Of je dan antwoord krijgt van God of niet, je zult merken dat je rust krijgt. Niet bij toverslag. Maar dichtbij God krijgen je vragen een andere kleur. Misschien ken je mensen bij wie je dat ziet, een bepaalde rust ondanks dat er heftige dingen in hun leven gebeuren of gebeurd zijn. Door je vragen bij God neer te leggen erken je dat Hij God is en geen mens. Bij Hem zijn je vragen in vertrouwde handen, ook als je geen antwoord krijgt. God kan jouw vragen aan. Wat voor jou te groot is past in zijn handen. Hij sluit zijn handen om jouw vragen heen zodat ze jou niet meer schaden. Vragen kunnen dan nog lang stuiptrekken in je leven, misschien zelfs gedurende je hele leven, maar de angel is er uit. Want je weet, er is iemand met het antwoord. Niet de vragen hebben de leiding in mijn leven maar God. En Hij wil als God voor je zorgen, juist omdat Hij weet dat jij mens bent.
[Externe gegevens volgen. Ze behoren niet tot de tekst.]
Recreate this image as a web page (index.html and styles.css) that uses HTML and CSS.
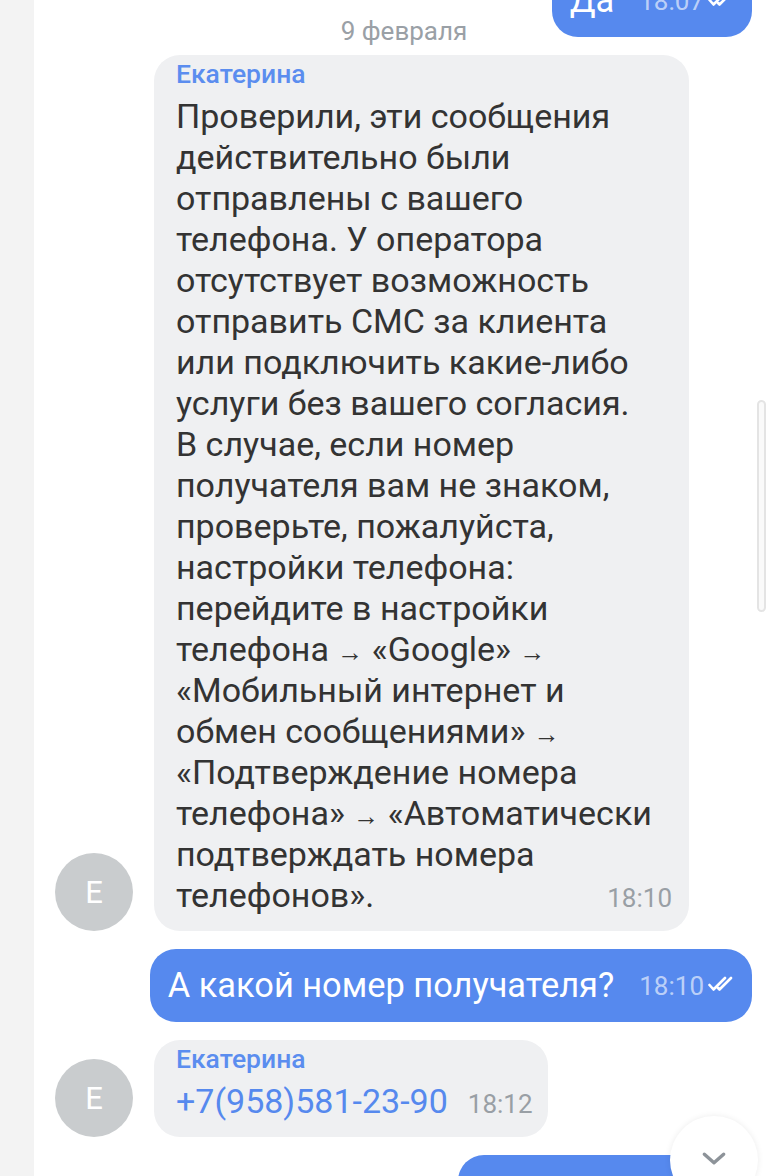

Het bewijs daarvan is dat God zijn eigen Zoon gaf. Hij ‘belichaamt het ja’, zegt de apostel Paulus, ‘in hem worden alle beloften van God ingelost’ (2 Korintiërs 1:19-20).

 

Ik ga een en ander praktisch maken. Probeer elke dag met God te leven, zo leer je God kennen en daarmee ook zijn wil. Wanneer God in je leven is komen de antwoorden ook gemakkelijker. Je weet waar Hij van houdt, wat Hij belangrijk vindt en waar Hij mee bezig is in deze wereld. Zoek daarom de relatie met God in Bijbel lezen en gebed. Een tweede opmerking is, betrek God bij concrete vragen. Vraag je af, hoe past mijn besluit in Gods plan van redding met mij? Bekend zijn ook de vragen: What would Jesus do? en What has Jesus done? Ik voeg eraan toe: What fits in his kingdom? De derde praktische aanwijzing is, vraag raad aan je medegelovigen; ik noemde het al even. De apostel Paulus zegt hierover: samen met alle heiligen ga je de liefde van Christus begrijpen (Efeziërs 3:18-19). En dan is dit het uitzicht: je ontvangt rust in je leven door te vertrouwen op God, die geen mens is. Amen.